What are the key benefits of implementing a cross-functional team for regulatory compliance in IT?

Implementing a cross-functional team offers several benefits, including improved governance, clearer ownership of compliance responsibilities, and enhanced collaboration. This structure helps break down silos, allowing different departments to work together towards common compliance goals.

Additionally, a cross-functional team can lead to faster identification and mitigation of compliance risks, better adherence to regulations, and more consistent enforcement of policies. It also promotes shared accountability, which can improve overall organizational resilience against regulatory penalties and reputational damage.

How should an organization structure a cross-functional team for IT compliance management?

Organizations should assemble a team with representatives from all relevant functions, including IT, security, legal, privacy, operations, finance, and business units. Clearly defining roles and responsibilities is essential to ensure accountability and effective collaboration.
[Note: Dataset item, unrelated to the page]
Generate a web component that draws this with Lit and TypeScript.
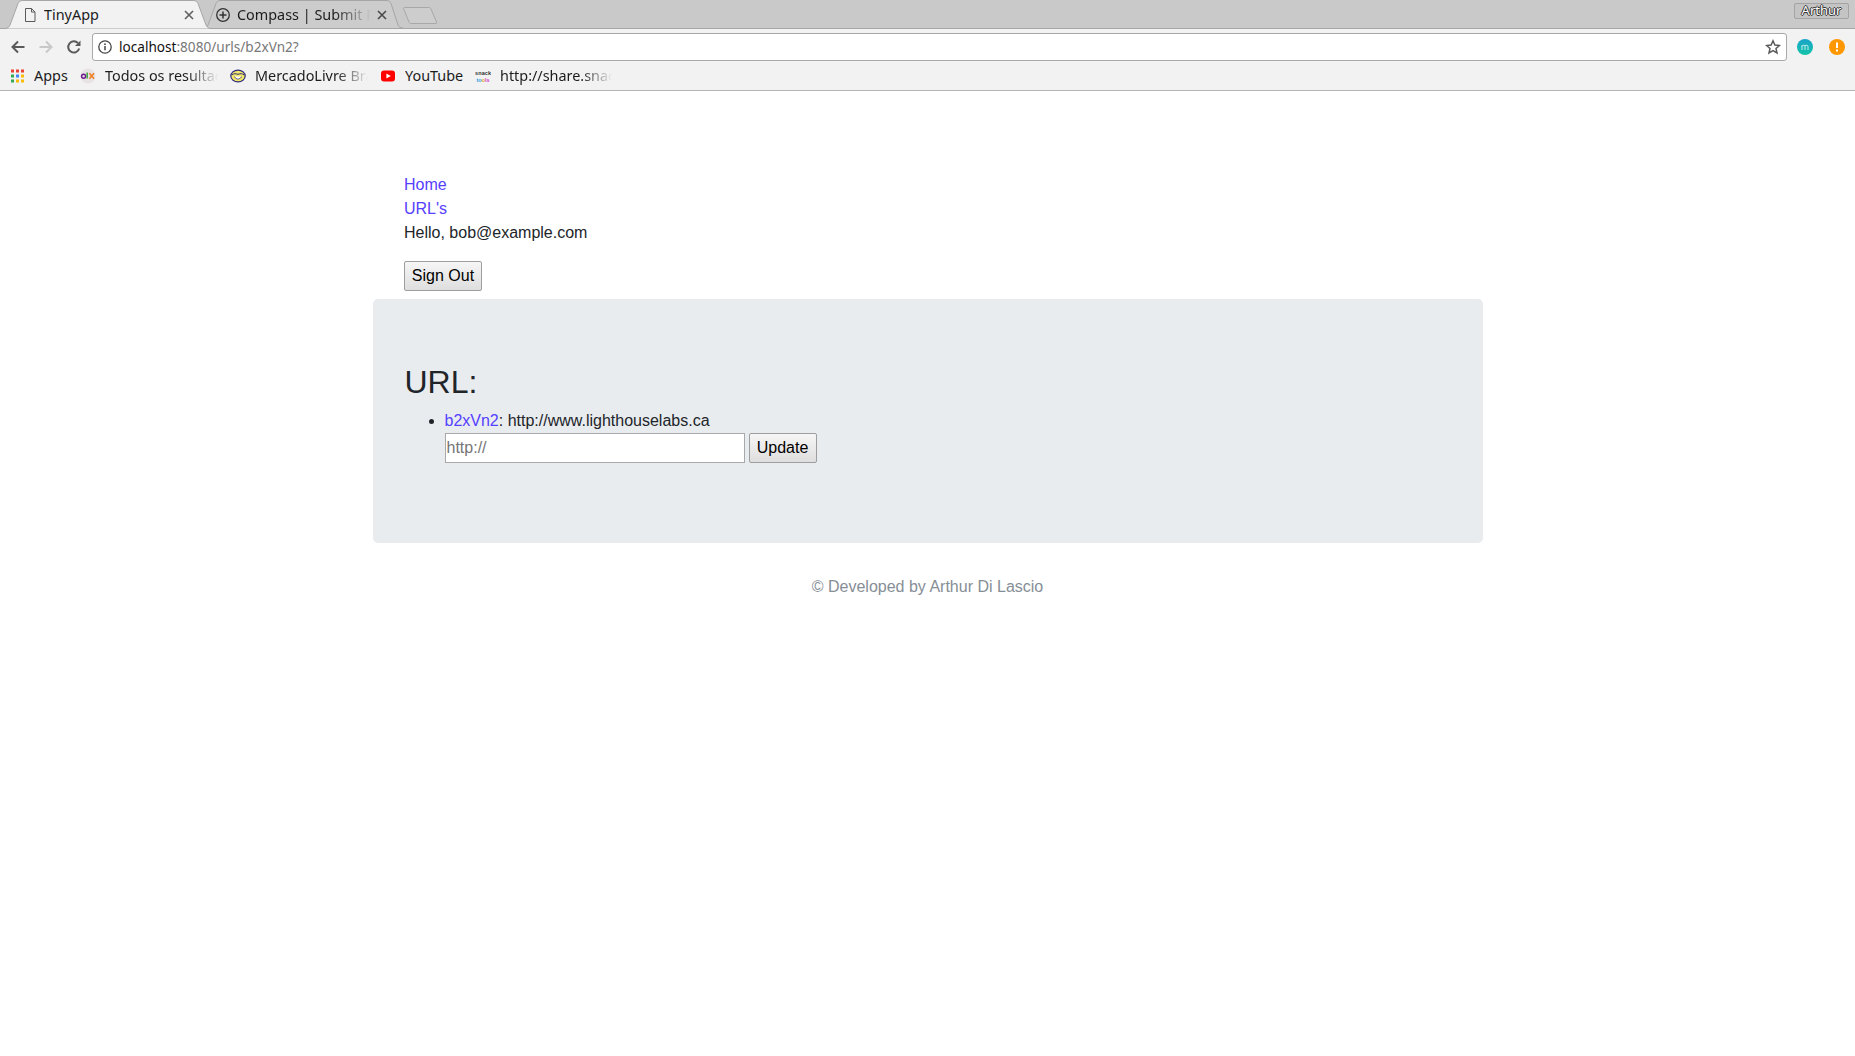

It is beneficial to establish a governance framework, such as regular meetings, documented procedures, and decision-making protocols. Leadership support is also critical to empower the team, allocate necessary resources, and promote a culture of shared responsibility for compliance management.

What are common challenges in maintaining a cross-functional compliance team, and how can they be addressed?

Common challenges include communication gaps, conflicting priorities, and lack of clear authority or accountability among team members. These issues can hinder effective decision-making and slow down compliance initiatives.

To address these challenges, organizations should establish clear goals, roles, and processes. Promoting open communication, providing leadership support, and fostering a culture of collaboration are also vital. Regular training and updates can help maintain team focus and adapt to evolving regulatory landscapes.